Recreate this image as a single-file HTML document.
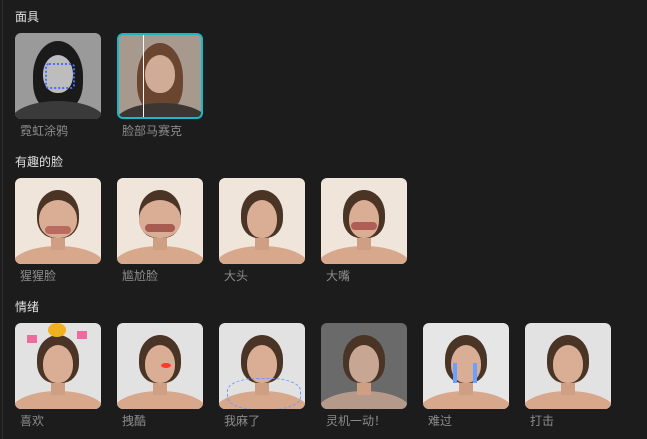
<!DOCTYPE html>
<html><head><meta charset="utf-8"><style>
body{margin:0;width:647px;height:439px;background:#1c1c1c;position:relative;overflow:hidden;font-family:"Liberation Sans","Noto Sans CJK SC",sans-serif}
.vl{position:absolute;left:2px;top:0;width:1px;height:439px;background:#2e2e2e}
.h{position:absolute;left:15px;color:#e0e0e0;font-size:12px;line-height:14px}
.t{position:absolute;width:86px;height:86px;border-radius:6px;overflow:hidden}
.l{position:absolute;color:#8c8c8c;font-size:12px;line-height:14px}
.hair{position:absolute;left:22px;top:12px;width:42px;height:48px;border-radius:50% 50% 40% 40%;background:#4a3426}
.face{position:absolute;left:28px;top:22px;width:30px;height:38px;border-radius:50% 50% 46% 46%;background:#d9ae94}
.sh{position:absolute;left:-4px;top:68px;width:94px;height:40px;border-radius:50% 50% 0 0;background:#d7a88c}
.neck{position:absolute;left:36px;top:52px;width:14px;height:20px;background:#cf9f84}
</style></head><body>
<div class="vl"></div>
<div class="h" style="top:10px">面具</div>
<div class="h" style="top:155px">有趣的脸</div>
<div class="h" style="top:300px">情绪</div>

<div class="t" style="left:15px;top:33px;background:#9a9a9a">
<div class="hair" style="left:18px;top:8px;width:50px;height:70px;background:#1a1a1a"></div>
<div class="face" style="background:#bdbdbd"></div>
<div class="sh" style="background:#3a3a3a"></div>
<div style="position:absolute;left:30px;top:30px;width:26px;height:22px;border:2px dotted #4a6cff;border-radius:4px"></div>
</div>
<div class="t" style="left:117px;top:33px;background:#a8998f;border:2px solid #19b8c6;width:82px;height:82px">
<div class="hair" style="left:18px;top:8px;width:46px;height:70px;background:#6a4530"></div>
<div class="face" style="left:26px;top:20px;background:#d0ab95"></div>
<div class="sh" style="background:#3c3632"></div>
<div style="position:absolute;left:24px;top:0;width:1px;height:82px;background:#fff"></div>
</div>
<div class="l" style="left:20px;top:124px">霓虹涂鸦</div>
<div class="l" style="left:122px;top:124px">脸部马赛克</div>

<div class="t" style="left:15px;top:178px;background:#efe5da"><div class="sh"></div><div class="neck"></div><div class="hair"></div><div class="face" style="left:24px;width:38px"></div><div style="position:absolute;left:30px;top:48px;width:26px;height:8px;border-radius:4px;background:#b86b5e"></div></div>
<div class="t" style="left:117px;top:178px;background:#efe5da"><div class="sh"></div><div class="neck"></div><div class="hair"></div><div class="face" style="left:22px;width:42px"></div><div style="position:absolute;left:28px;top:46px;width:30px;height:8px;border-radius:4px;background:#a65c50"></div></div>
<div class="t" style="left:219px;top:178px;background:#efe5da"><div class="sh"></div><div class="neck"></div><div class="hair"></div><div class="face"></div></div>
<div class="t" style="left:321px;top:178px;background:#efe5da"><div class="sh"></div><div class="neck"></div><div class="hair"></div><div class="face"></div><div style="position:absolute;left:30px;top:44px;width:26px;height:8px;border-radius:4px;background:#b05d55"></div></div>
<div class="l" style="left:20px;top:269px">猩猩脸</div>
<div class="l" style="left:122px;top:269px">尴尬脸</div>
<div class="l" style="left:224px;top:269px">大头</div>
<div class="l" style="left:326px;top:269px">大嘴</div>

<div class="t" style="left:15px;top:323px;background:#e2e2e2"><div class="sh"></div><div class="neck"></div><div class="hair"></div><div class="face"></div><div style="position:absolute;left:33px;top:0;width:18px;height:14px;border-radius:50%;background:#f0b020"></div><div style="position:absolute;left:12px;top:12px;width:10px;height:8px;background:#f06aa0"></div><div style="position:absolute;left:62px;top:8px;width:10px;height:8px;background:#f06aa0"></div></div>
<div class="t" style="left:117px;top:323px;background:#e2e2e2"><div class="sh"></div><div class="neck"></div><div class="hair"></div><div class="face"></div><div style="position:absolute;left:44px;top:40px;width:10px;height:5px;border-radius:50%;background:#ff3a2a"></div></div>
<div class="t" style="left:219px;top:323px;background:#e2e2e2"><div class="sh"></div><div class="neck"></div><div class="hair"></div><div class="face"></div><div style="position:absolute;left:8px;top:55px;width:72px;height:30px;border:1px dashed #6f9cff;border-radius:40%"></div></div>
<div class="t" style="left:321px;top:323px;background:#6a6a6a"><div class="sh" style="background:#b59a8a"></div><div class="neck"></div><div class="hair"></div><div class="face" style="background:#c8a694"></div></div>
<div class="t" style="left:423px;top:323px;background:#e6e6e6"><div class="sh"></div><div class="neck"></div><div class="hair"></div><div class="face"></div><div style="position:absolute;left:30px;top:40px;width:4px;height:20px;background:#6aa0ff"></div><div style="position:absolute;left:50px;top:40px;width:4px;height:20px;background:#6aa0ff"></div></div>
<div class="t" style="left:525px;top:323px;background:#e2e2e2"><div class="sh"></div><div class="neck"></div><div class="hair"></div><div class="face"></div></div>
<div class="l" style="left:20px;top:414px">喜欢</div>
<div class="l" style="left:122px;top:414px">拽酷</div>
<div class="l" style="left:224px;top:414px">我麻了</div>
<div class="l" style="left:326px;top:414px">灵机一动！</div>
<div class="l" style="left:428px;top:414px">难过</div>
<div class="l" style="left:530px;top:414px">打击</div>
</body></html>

○ ○ ○ ○

Without including any picture, repeat the data exactly.

_EXERCISE OUTPUT_
Recreate this image as a single-file HTML document.
<!DOCTYPE html>
<html><head><meta charset="utf-8"><style>
body{margin:0;width:647px;height:439px;background:#1c1c1c;position:relative;overflow:hidden;font-family:"Liberation Sans","Noto Sans CJK SC",sans-serif}
.vl{position:absolute;left:2px;top:0;width:1px;height:439px;background:#2e2e2e}
.h{position:absolute;left:15px;color:#e0e0e0;font-size:12px;line-height:14px}
.t{position:absolute;width:86px;height:86px;border-radius:6px;overflow:hidden}
.l{position:absolute;color:#8c8c8c;font-size:12px;line-height:14px}
.hair{position:absolute;left:22px;top:12px;width:42px;height:48px;border-radius:50% 50% 40% 40%;background:#4a3426}
.face{position:absolute;left:28px;top:22px;width:30px;height:38px;border-radius:50% 50% 46% 46%;background:#d9ae94}
.sh{position:absolute;left:-4px;top:68px;width:94px;height:40px;border-radius:50% 50% 0 0;background:#d7a88c}
.neck{position:absolute;left:36px;top:52px;width:14px;height:20px;background:#cf9f84}
</style></head><body>
<div class="vl"></div>
<div class="h" style="top:10px">面具</div>
<div class="h" style="top:155px">有趣的脸</div>
<div class="h" style="top:300px">情绪</div>

<div class="t" style="left:15px;top:33px;background:#9a9a9a">
<div class="hair" style="left:18px;top:8px;width:50px;height:70px;background:#1a1a1a"></div>
<div class="face" style="background:#bdbdbd"></div>
<div class="sh" style="background:#3a3a3a"></div>
<div style="position:absolute;left:30px;top:30px;width:26px;height:22px;border:2px dotted #4a6cff;border-radius:4px"></div>
</div>
<div class="t" style="left:117px;top:33px;background:#a8998f;border:2px solid #19b8c6;width:82px;height:82px">
<div class="hair" style="left:18px;top:8px;width:46px;height:70px;background:#6a4530"></div>
<div class="face" style="left:26px;top:20px;background:#d0ab95"></div>
<div class="sh" style="background:#3c3632"></div>
<div style="position:absolute;left:24px;top:0;width:1px;height:82px;background:#fff"></div>
</div>
<div class="l" style="left:20px;top:124px">霓虹涂鸦</div>
<div class="l" style="left:122px;top:124px">脸部马赛克</div>

<div class="t" style="left:15px;top:178px;background:#efe5da"><div class="sh"></div><div class="neck"></div><div class="hair"></div><div class="face" style="left:24px;width:38px"></div><div style="position:absolute;left:30px;top:48px;width:26px;height:8px;border-radius:4px;background:#b86b5e"></div></div>
<div class="t" style="left:117px;top:178px;background:#efe5da"><div class="sh"></div><div class="neck"></div><div class="hair"></div><div class="face" style="left:22px;width:42px"></div><div style="position:absolute;left:28px;top:46px;width:30px;height:8px;border-radius:4px;background:#a65c50"></div></div>
<div class="t" style="left:219px;top:178px;background:#efe5da"><div class="sh"></div><div class="neck"></div><div class="hair"></div><div class="face"></div></div>
<div class="t" style="left:321px;top:178px;background:#efe5da"><div class="sh"></div><div class="neck"></div><div class="hair"></div><div class="face"></div><div style="position:absolute;left:30px;top:44px;width:26px;height:8px;border-radius:4px;background:#b05d55"></div></div>
<div class="l" style="left:20px;top:269px">猩猩脸</div>
<div class="l" style="left:122px;top:269px">尴尬脸</div>
<div class="l" style="left:224px;top:269px">大头</div>
<div class="l" style="left:326px;top:269px">大嘴</div>

<div class="t" style="left:15px;top:323px;background:#e2e2e2"><div class="sh"></div><div class="neck"></div><div class="hair"></div><div class="face"></div><div style="position:absolute;left:33px;top:0;width:18px;height:14px;border-radius:50%;background:#f0b020"></div><div style="position:absolute;left:12px;top:12px;width:10px;height:8px;background:#f06aa0"></div><div style="position:absolute;left:62px;top:8px;width:10px;height:8px;background:#f06aa0"></div></div>
<div class="t" style="left:117px;top:323px;background:#e2e2e2"><div class="sh"></div><div class="neck"></div><div class="hair"></div><div class="face"></div><div style="position:absolute;left:44px;top:40px;width:10px;height:5px;border-radius:50%;background:#ff3a2a"></div></div>
<div class="t" style="left:219px;top:323px;background:#e2e2e2"><div class="sh"></div><div class="neck"></div><div class="hair"></div><div class="face"></div><div style="position:absolute;left:8px;top:55px;width:72px;height:30px;border:1px dashed #6f9cff;border-radius:40%"></div></div>
<div class="t" style="left:321px;top:323px;background:#6a6a6a"><div class="sh" style="background:#b59a8a"></div><div class="neck"></div><div class="hair"></div><div class="face" style="background:#c8a694"></div></div>
<div class="t" style="left:423px;top:323px;background:#e6e6e6"><div class="sh"></div><div class="neck"></div><div class="hair"></div><div class="face"></div><div style="position:absolute;left:30px;top:40px;width:4px;height:20px;background:#6aa0ff"></div><div style="position:absolute;left:50px;top:40px;width:4px;height:20px;background:#6aa0ff"></div></div>
<div class="t" style="left:525px;top:323px;background:#e2e2e2"><div class="sh"></div><div class="neck"></div><div class="hair"></div><div class="face"></div></div>
<div class="l" style="left:20px;top:414px">喜欢</div>
<div class="l" style="left:122px;top:414px">拽酷</div>
<div class="l" style="left:224px;top:414px">我麻了</div>
<div class="l" style="left:326px;top:414px">灵机一动！</div>
<div class="l" style="left:428px;top:414px">难过</div>
<div class="l" style="left:530px;top:414px">打击</div>
</body></html>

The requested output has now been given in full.